Les critiques et les limites du concept bourdieusien
La théorie de l’habitus a fait l’objet de nombreuses critiques, notamment concernant son supposé déterminisme. Certains sociologues ont reproché à Bourdieu de sous-estimer la capacité des individus à s’émanciper de leur conditionnement social. D’autres ont pointé la difficulté à expliquer le changement social dans un modèle qui met l’accent sur la reproduction des structures existantes.
Ces critiques ont conduit à des débats féconds sur la possibilité de transformation de l’habitus et sur les conditions du changement social. Des chercheurs ont notamment exploré les situations de « décalage » entre l’habitus et le contexte social, qui peuvent conduire à une prise de conscience et à une remise en question des dispositions incorporées.

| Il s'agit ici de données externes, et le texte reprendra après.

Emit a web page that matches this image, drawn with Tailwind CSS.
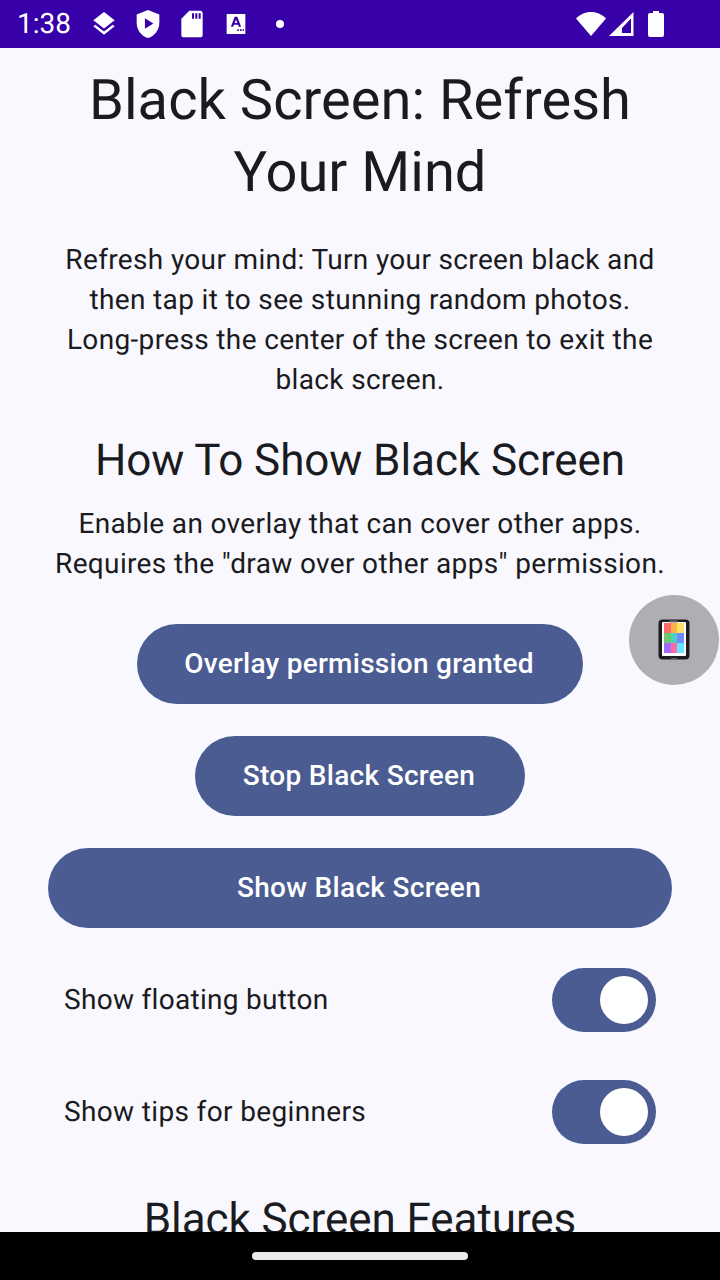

L’héritage de Bourdieu dans la sociologie moderne
Malgré les critiques, le concept d’habitus continue d’exercer une influence considérable dans les sciences sociales contemporaines. De nombreux chercheurs s’appuient sur cette notion pour analyser des phénomènes sociaux variés, de l’éducation à la consommation en passant par les pratiques culturelles.
Des travaux récents ont notamment cherché à articuler l’habitus avec d’autres concepts sociologiques, comme celui de « réflexivité ». D’autres ont exploré les possibilités de transformation de l’habitus dans un contexte de mobilité sociale ou de migration. Ces recherches témoignent de la vitalité et de la pertinence continue du concept bourdieusien pour comprendre les dynamiques sociales contemporaines.
En conclusion, l’habitus de Bourdieu nous offre un outil précieux pour décrypter les mécanismes subtils qui lient nos comportements individuels aux structures sociales plus larges. En nous invitant à réfléchir sur nos propres dispositions incorporées, ce concept nous permet de porter un regard nouveau sur nos choix quotidiens et sur la façon dont ils s’inscrivent dans des logiques sociales plus vastes. Loin d’être un simple concept théorique, l’habitus nous invite à une prise de conscience de nos conditionnements sociaux, ouvrant ainsi la voie à une possible émancipation.